Industrial Arts. Cattle, cheese ( formaggio di paglia), wine, and other goods—game (in the nineteenth century), skins, fish, charcoal, larch, chestnut, crystal, marble, granite—are sold at Lombardic marketplaces. The main industries at the turn of the century were food, wood, clothing, railway production, hydroelectric power, granite, tobacco, and metallurgic products. The last three are threatened today by structural changes and low-cost production elsewhere. Microelectronic and precision instruments are manufactured today as well. Construction is one of the most stable activities.
Trade. San Gottardo is the most important of the Swiss alpine passages. Today road transport (a street tunnel opened in 1980) of goods and tourist traffic during holidays is responsible for notorious traffic jams in Ticino. From Roman times the alpine passages have been used for warfare expeditions. Men were recruited as soldiers and as transporters of goods. Most of the time, taxes and tributes were paid to the respective regional lords and/or the church for protection from enemies.
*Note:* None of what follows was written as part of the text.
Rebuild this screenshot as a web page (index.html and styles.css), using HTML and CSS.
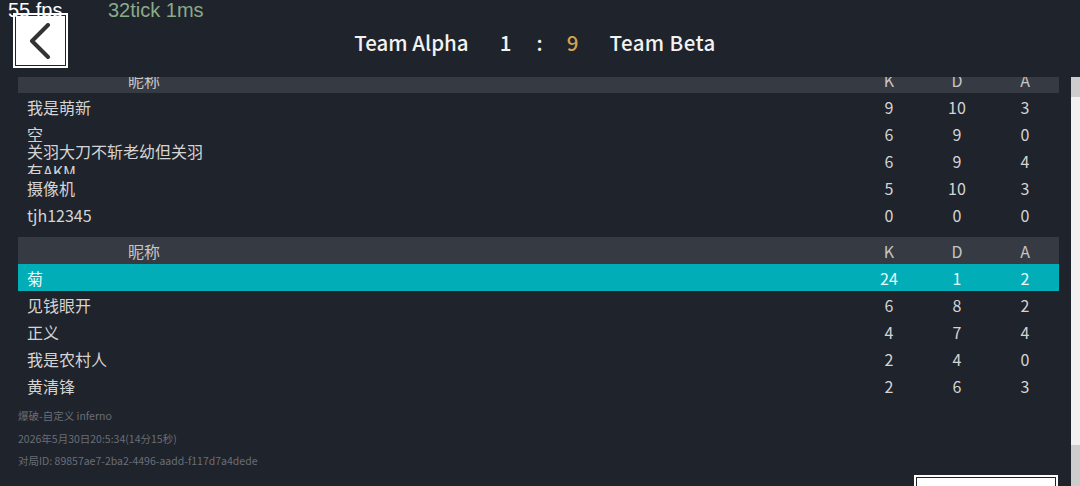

Division of Labor. Public prestige is afforded primarily to men (the vote was given to women in Switzerland only in 1971). The head of the traditional agricultural families were men but as they migrated, the main work in agriculture was done by women, elderly people, and children. Women performed all the farm work (household, cattle, hay making), while the same cannot be said of men. The traditional pattern of sharing work (general reciprocity, open networks) is taken over by families of the neorurali. Even though equality in employment is the law, the idea is still widespread that a man must earn more than a woman, and when spouses are taxed together, the official form is only addressed to the man. Average salaries in Ticino are 20 percent lower than in Switzerland in general, and some women earn half of what other women earn in German Swiss towns.
Land Tenure. Land or forests in the communities can be owned privately, by several kin of the same family, or by the patriziato (the old community of the bourgeoisie). Land is attributed or loaned and work or profit is distributed by vote of the assisting persons. Land sharing (based on traditional Roman laws) is a barrier to land reform as agricultural plots become too small to be cultivated effectively.
With the development of tourism, the "sale of the Ticino" began. Since 1970 several laws have limited land sales—a limitation on selling to outsiders, a stipulation that agricultural land has to be used as such, and a limit on second residences.